[start]

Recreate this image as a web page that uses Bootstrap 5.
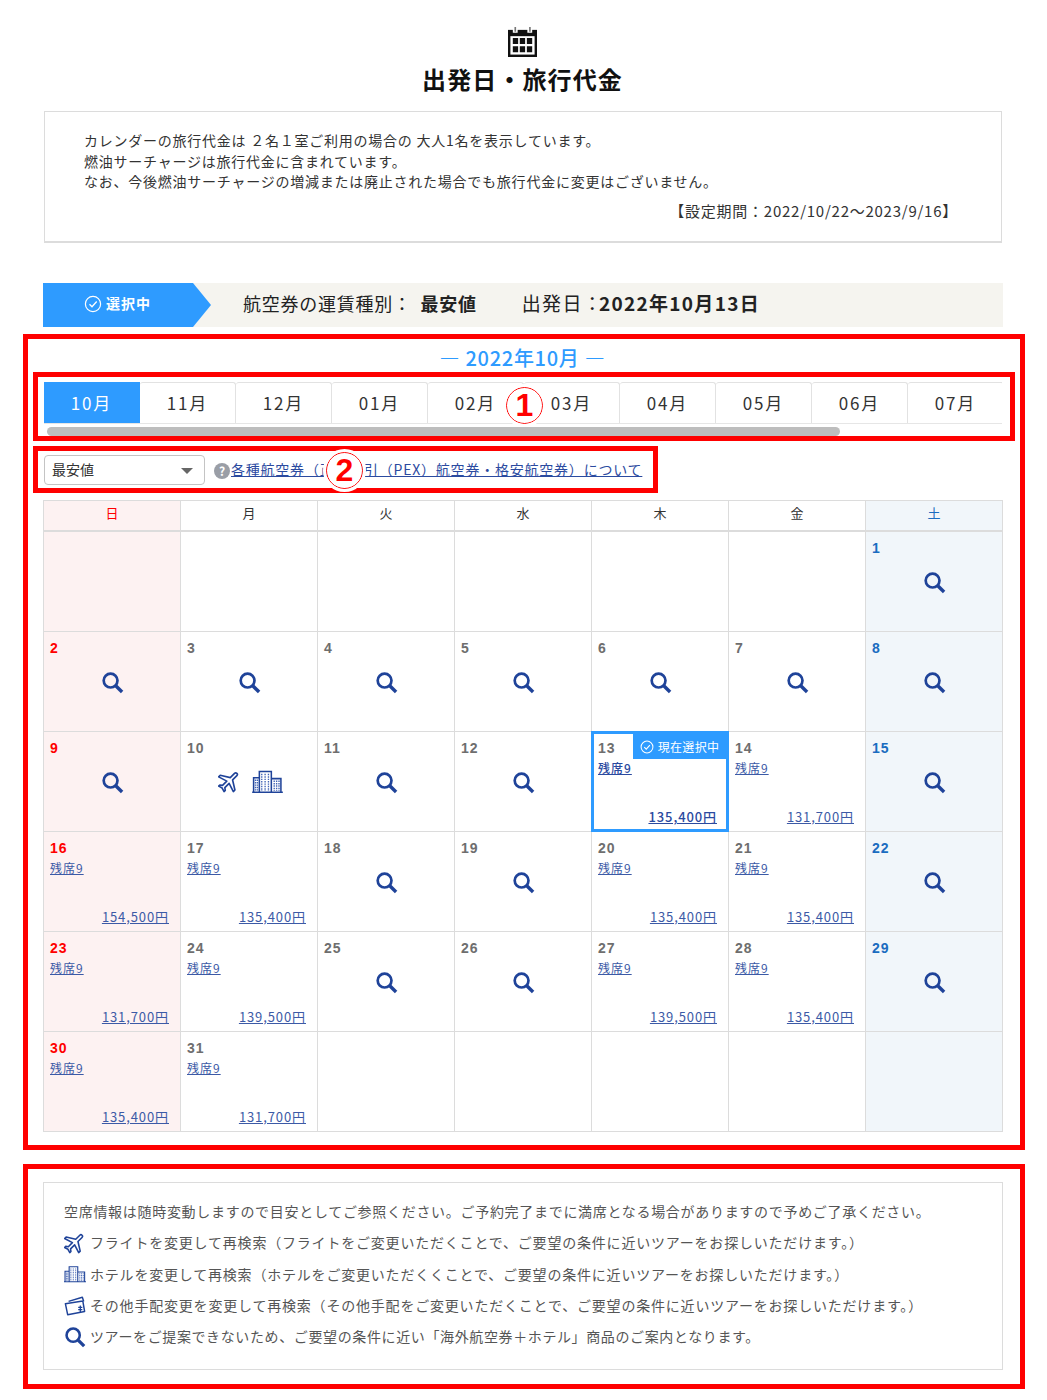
<!DOCTYPE html>
<html lang="ja">

<head>
    <meta charset="UTF-8" />
    <title>出発日・旅行代金</title>
    <meta name="viewport" content="width=device-width, initial-scale=1" />
    <link href="https://cdn.jsdelivr.net/npm/bootstrap@5.3.3/dist/css/bootstrap.min.css" rel="stylesheet" />
    <style>
        :root {
            --sel-blue: #2e9bff;
            --link-blue: #2b4a9f;
            --line: #dcdcdc;
        }

        body {
            background: #fff;
            color: #333;
            font-family: "Noto Sans CJK JP", "Liberation Sans", sans-serif;
            font-size: 14px;
        }

        a {
            color: var(--link-blue);
        }

        .page-wrap {
            width: 1047px;
            padding: 26px 22px 0 23px;
        }

        .page-head {
            padding-right: 3px;
        }

        .cal-icon {
            width: 31px;
            height: 31px;
            display: block;
            margin: 0 auto;
        }

        .page-title {
            font-size: 24px;
            font-weight: 700;
            line-height: 34px;
            letter-spacing: 1.1px;
            color: #111;
            text-align: center;
            margin: 5px 0 15px;
        }

        .info-box {
            margin: 0 23px 40px 21px;
            height: 132px;
            padding: 18px 43px 0 39px;
            border: 1px solid var(--line);
            border-bottom-width: 2px;
            line-height: 20.5px;
            letter-spacing: .76px;
            color: #333;
        }

        .info-period {
            margin-top: 9px;
            text-align: right;
            font-size: 15px;
            letter-spacing: .75px;
        }

        .status-bar {
            margin: 0 22px 7px 20px;
            height: 44px;
            background: #f5f4ef;
            font-size: 18px;
            letter-spacing: .75px;
            color: #222;
        }

        .status-flag {
            width: 168px;
            height: 44px;
            padding: 0 0 3px 41px;
            margin-right: 32px;
            background: var(--sel-blue);
            clip-path: polygon(0 0, 150px 0, 168px 50%, 150px 100%, 0 100%);
            color: #fff;
            font-size: 14px;
            font-weight: 700;
            letter-spacing: 1px;
        }

        .status-txt {
            margin-bottom: 3px;
        }

        .status-date {
            font-size: 19px;
            letter-spacing: 1.3px;
            margin-left: 45px;
        }

        .status-date b {
            margin-left: -4px;
        }

        .red-frame {
            border: 5px solid #f00;
        }

        .cal-frame {
            height: 816px;
            padding: 5px 5px 0;
        }

        .month-title {
            color: var(--sel-blue);
            font-size: 20px;
            line-height: 28px;
            font-weight: 500;
            letter-spacing: .7px;
            text-align: center;
            padding-right: 3px;
        }

        .tabs-frame {
            position: relative;
            height: 69px;
            padding: 5px 8px 0 6px;
        }

        .month-tabs {
            height: 42px;
            overflow: hidden;
            border-bottom: 1px solid #e6e6e6;
        }

        .month-tab {
            flex: 0 0 96px;
            height: 42px;
            line-height: 40px;
            text-align: center;
            font-size: 17px;
            letter-spacing: 1.8px;
            color: #333;
            border: 1px solid #e2e2e2;
            border-left: 0;
            border-bottom: 0;
            border-radius: 3px 3px 0 0;
        }

        .month-tab.is-on {
            background: var(--sel-blue);
            border-color: var(--sel-blue);
            border-radius: 0;
            color: #fff;
        }

        .fake-scroll {
            width: 793px;
            height: 9px;
            margin: 3px 0 0 3px;
            border-radius: 5px;
            background: #bdbdbd;
        }

        .fare-frame {
            position: relative;
            width: 625px;
            height: 47px;
            margin-top: 5px;
            padding: 4px 0 0 6px;
        }

        .fare-select {
            position: relative;
            flex: 0 0 161px;
            height: 30px;
            margin-right: 9px;
            border: 1px solid #c4c4c4;
            border-radius: 4px;
        }

        .fare-select select {
            width: 100%;
            height: 100%;
            padding: 0 0 2px 7px;
            border: 0;
            background: transparent;
            appearance: none;
            font-size: 14px;
            color: #333;
        }

        .fare-select::after {
            content: "";
            position: absolute;
            right: 11px;
            top: 12px;
            border-left: 6px solid transparent;
            border-right: 6px solid transparent;
            border-top: 6px solid #666;
        }

        .help-dot {
            flex: 0 0 16px;
            width: 16px;
            height: 16px;
            line-height: 16px;
            border-radius: 50%;
            background: #9a9ea6;
            color: #fff;
            font-size: 12px;
            font-weight: 700;
            text-align: center;
            margin-right: 1px;
        }

        .fare-link {
            letter-spacing: .78px;
            white-space: nowrap;
        }

        .pin-no {
            position: absolute;
            width: 37px;
            height: 37px;
            line-height: 34px;
            border: 1.5px solid #f00;
            outline: 3px solid #fff;
            border-radius: 50%;
            background: #fff;
            color: #f00;
            font-family: "Liberation Sans", sans-serif;
            font-size: 32px;
            font-weight: 700;
            text-align: center;
        }

        .pin-one {
            left: 468px;
            top: 10px;
        }

        .pin-two {
            left: 288px;
            top: 1px;
        }

        .cal-table {
            width: 960px;
            margin: 7px 0 0 10px;
            table-layout: fixed;
            --bs-table-border-color: var(--line);
            --bs-table-bg: transparent;
        }

        .cal-table th {
            height: 30px;
            padding: 0 0 5px;
            font-size: 13px;
            font-weight: 400;
            line-height: 24px;
            text-align: center;
            vertical-align: middle;
            color: #333;
            border-bottom: 2px solid var(--line);
        }

        .cal-table td {
            position: relative;
            height: 100px;
            padding: 0;
        }

        .cal-table .is-sun {
            background: #fdf2f2;
            color: #f00;
        }

        .cal-table .is-sat {
            background: #f1f6fa;
            color: #1a6cc0;
        }

        .day-box {
            height: 99px;
            padding: 8px 6px 5px;
        }

        .day-no {
            font-family: "Liberation Sans", sans-serif;
            font-size: 14px;
            font-weight: 700;
            line-height: 17px;
            letter-spacing: 1px;
            color: #6e6e6e;
        }

        .is-sun .day-no {
            color: #f00;
        }

        .is-sat .day-no {
            color: #1a6cc0;
        }

        .seats,
        .price {
            font-size: 12px;
            line-height: 18px;
        }

        .seats {
            margin-top: 2px;
            letter-spacing: 1px;
        }

        .price {
            margin: auto 5px 0 0;
            text-align: right;
            font-size: 13px;
            letter-spacing: .9px;
        }

        .price a,
        .seats a {
            color: #3c5aa6;
        }

        .is-now .price a,
        .is-now .seats a {
            color: var(--link-blue);
            font-weight: 500;
        }

        .now-border {
            position: absolute;
            inset: -1px;
            border: 3px solid var(--sel-blue);
        }

        .now-badge {
            position: absolute;
            top: 2px;
            right: 2px;
            height: 25px;
            width: 93px;
            background: var(--sel-blue);
            color: #fff;
            font-size: 12px;
            letter-spacing: .3px;
            white-space: nowrap;
        }

        .search-ico {
            width: 23px;
            height: 23px;
            margin: 14px auto 0;
            display: block;
        }

        .trip-icons {
            margin-top: 13px;
            gap: 11px;
            padding-left: 2px;
        }

        .note-frame {
            height: 225px;
            margin-top: 14px;
            padding: 13px 17px 0 15px;
        }

        .note-box {
            height: 188px;
            padding: 13px 20px 0;
            border: 1px solid var(--line);
            color: #555;
            font-size: 14px;
            letter-spacing: .7px;
        }

        .note-line {
            height: 31.3px;
            white-space: nowrap;
        }

        .note-line.has-ico {
            letter-spacing: .8px;
        }

        .note-line.has-ico:last-child {
            letter-spacing: .62px;
        }

        .note-line svg {
            flex: 0 0 22px;
            width: 22px;
            height: 22px;
            margin-right: 4px;
        }
    </style>
</head>

<body>
    <svg width="0" height="0" class="position-absolute">
        <symbol id="ico-search" viewBox="0 0 24 24">
            <circle cx="10" cy="10" r="7.2" fill="none" stroke="#1f4399" stroke-width="2.8" />
            <path d="M15.4 15.4 22 22" stroke="#1f4399" stroke-width="3.6" />
        </symbol>
        <symbol id="ico-plane" viewBox="1.5 1.5 21 21">
            <path transform="rotate(45 12 12)" fill="#fff" stroke="#1f4399" stroke-width="1.5" stroke-linejoin="round"
                d="M21 16v-2l-8-5V3.5c0-.83-.67-1.5-1.5-1.5S10 2.67 10 3.5V9l-8 5v2l8-2.5V19l-2 1.500V22l3.500-1 3.500 1v-1.500L13 19v-5.500l8 2.500z" />
        </symbol>
        <symbol id="ico-hotel" viewBox="0 0 32 24">
            <path fill="none" stroke="#1f4399" stroke-width="1.6" d="M1.500 22.500V8h6v14.500M7.500 22.500V1.500h12.500v21M20 22.500V9h10v13.500M0 23.200h32" />
            <path fill="none" stroke="#3f62b4" stroke-width="1.400" stroke-dasharray="1.500 1"
                d="M3.500 10v12M5.500 10v12M10 4v18M13.500 4v18M17 4v18M23 11v11M25.500 11v11M28 11v11" />
        </symbol>
        <symbol id="ico-ticket" viewBox="0 0 24 24">
            <path fill="none" stroke="#1f4399" stroke-width="1.600" stroke-linejoin="round" d="M5 7 20 2.500 21.500 7M1.500 9.500 20.500 6.500 22.500 18 4 21.500z" />
            <path fill="none" stroke="#1f4399" stroke-width="1.400" d="M15.500 13.500h4.500M15.500 16h4.500M17.800 11.500v7" />
        </symbol>
    </svg>

    <div class="page-wrap">
        <div class="page-head">
            <svg class="cal-icon" viewBox="0 0 32 32">
                <path fill="#111" d="M1 4h30v28H1z" />
                <path fill="#fff" d="M3.500 10.500h25v19h-25z" />
                <path fill="#111" d="M6 12.500h5.500v6H6zM13.200 12.500h5.500v6h-5.500zM20.500 12.500H26v6h-5.500zM6 21h5.500v6H6zM13.200 21h5.500v6h-5.500zM20.500 21H26v6h-5.500z" />
                <path fill="#fff" d="M6 3h5v4H6zM21 3h5v4h-5z" />
                <path fill="#777" d="M7.700 1h1.700v5H7.700zM22.800 1h1.700v5h-1.700z" />
            </svg>
            <h1 class="page-title">出発日・旅行代金</h1>
        </div>

        <div class="info-box">
            カレンダーの旅行代金は ２名１室ご利用の場合の 大人1名を表示しています。<br />
            燃油サーチャージは旅行代金に含まれています。<br />
            なお、今後燃油サーチャージの増減または廃止された場合でも旅行代金に変更はございません。
            <div class="info-period">【設定期間：2022/10/22～2023/9/16】</div>
        </div>

        <div class="status-bar d-flex align-items-center">
            <div class="status-flag d-flex align-items-center gap-1">
                <svg width="18" height="18" viewBox="0 0 18 18">
                    <circle cx="9" cy="9" r="7.600" fill="none" stroke="#fff" stroke-width="1.200" />
                    <path d="M5.500 9.200 8 11.700 12.700 6.500" fill="none" stroke="#fff" stroke-width="1.300" />
                </svg>
                選択中
            </div>
            <span class="status-txt">航空券の運賃種別： <b class="ms-1">最安値</b></span>
            <span class="status-txt status-date">出発日：<b>2022年10月13日</b></span>
        </div>

        <div class="red-frame cal-frame">
            <div class="month-title">― 2022年10月 ―</div>

            <div class="red-frame tabs-frame">
                <div class="month-tabs d-flex" id="monthTabs"></div>
                <div class="fake-scroll"></div>
                <div class="pin-no pin-one">1</div>
            </div>

            <div class="red-frame fare-frame d-flex align-items-start">
                <div class="fare-select">
                    <select aria-label="運賃種別">
                        <option>最安値</option>
                    </select>
                </div>
                <span class="help-dot mt-2">?</span>
                <a class="fare-link mt-1" href="#">各種航空券（正規割引（PEX）航空券・格安航空券）について</a>
                <div class="pin-no pin-two">2</div>
            </div>

            <table class="table table-bordered cal-table">
                <thead>
                    <tr>
                        <th class="is-sun">日</th>
                        <th>月</th>
                        <th>火</th>
                        <th>水</th>
                        <th>木</th>
                        <th>金</th>
                        <th class="is-sat">土</th>
                    </tr>
                </thead>
                <tbody id="calBody"></tbody>
            </table>
        </div>

        <div class="red-frame note-frame">
            <div class="note-box">
                <div class="note-line d-flex align-items-center">空席情報は随時変動しますので目安としてご参照ください。ご予約完了までに満席となる場合がありますので予めご了承ください。</div>
                <div class="note-line has-ico d-flex align-items-center"><svg><use href="#ico-plane" /></svg>フライトを変更して再検索（フライトをご変更いただくことで、ご要望の条件に近いツアーをお探しいただけます。）</div>
                <div class="note-line has-ico d-flex align-items-center"><svg><use href="#ico-hotel" /></svg>ホテルを変更して再検索（ホテルをご変更いただくくことで、ご要望の条件に近いツアーをお探しいただけます。）</div>
                <div class="note-line has-ico d-flex align-items-center"><svg><use href="#ico-ticket" /></svg>その他手配変更を変更して再検索（その他手配をご変更いただくことで、ご要望の条件に近いツアーをお探しいただけます。）</div>
                <div class="note-line has-ico d-flex align-items-center"><svg><use href="#ico-search" /></svg>ツアーをご提案できないため、ご要望の条件に近い「海外航空券＋ホテル」商品のご案内となります。</div>
            </div>
        </div>
    </div>

    <script>
        // Month tabs
        const months = ['10月', '11月', '12月', '01月', '02月', '03月', '04月', '05月', '06月', '07月'];
        document.getElementById('monthTabs').innerHTML = months
            .map((m, i) => `<div class="month-tab ${i === 0 ? 'is-on' : ''}">${m}</div>`)
            .join('');

        // Day data: s = search icon, t = plane + hotel, number = price
        const days = {
            1: 's', 2: 's', 3: 's', 4: 's', 5: 's', 6: 's', 7: 's', 8: 's', 9: 's', 10: 't',
            11: 's', 12: 's', 13: '135,400', 14: '131,700', 15: 's', 16: '154,500', 17: '135,400',
            18: 's', 19: 's', 20: '135,400', 21: '135,400', 22: 's', 23: '131,700', 24: '139,500',
            25: 's', 26: 's', 27: '139,500', 28: '135,400', 29: 's', 30: '135,400', 31: '131,700'
        };

        const dayBody = (d) => {
            const v = days[d];
            if (v === 's') return '<svg class="search-ico"><use href="#ico-search" /></svg>';
            if (v === 't') {
                return `<div class="trip-icons d-flex justify-content-center align-items-center">
                    <svg width="23" height="23"><use href="#ico-plane" /></svg>
                    <svg width="31" height="23"><use href="#ico-hotel" /></svg></div>`;
            }
            return `<div class="seats"><a href="#">残席9</a></div><div class="price"><a href="#">${v}円</a></div>`;
        };

        // Calendar, Oct 2022 starts on a Saturday
        let html = '';
        for (let w = 0; w < 6; w++) {
            html += '<tr>';
            for (let c = 0; c < 7; c++) {
                const d = w * 7 + c - 5;
                const cls = [c === 0 ? 'is-sun' : '', c === 6 ? 'is-sat' : '', d === 13 ? 'is-now' : ''].join(' ');
                html += `<td class="${cls}">`;
                if (d >= 1 && d <= 31) {
                    html += `<div class="day-box d-flex flex-column"><div class="day-no">${d}</div>${dayBody(d)}</div>`;
                }
                if (d === 13) {
                    html += `<div class="now-border"></div><div class="now-badge d-flex align-items-center justify-content-center gap-1">
                        <svg width="14" height="14" viewBox="0 0 18 18"><circle cx="9" cy="9" r="7.600" fill="none" stroke="#fff" stroke-width="1.300" /><path d="M5.500 9.200 8 11.700 12.700 6.500" fill="none" stroke="#fff" stroke-width="1.400" /></svg>現在選択中</div>`;
                }
                html += '</td>';
            }
            html += '</tr>';
        }
        document.getElementById('calBody').innerHTML = html;
    </script>
    <script src="https://cdn.jsdelivr.net/npm/bootstrap@5.3.3/dist/js/bootstrap.bundle.min.js"></script>
</body>

</html>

[end]

Task goal
Search the data above for lines holding "page" and copy each of them.

Full solution
Recreate this image as a web page that uses Bootstrap 5.
        .page-wrap {
        .page-head {
        .page-title {
    <div class="page-wrap">
        <div class="page-head">
            <h1 class="page-title">出発日・旅行代金</h1>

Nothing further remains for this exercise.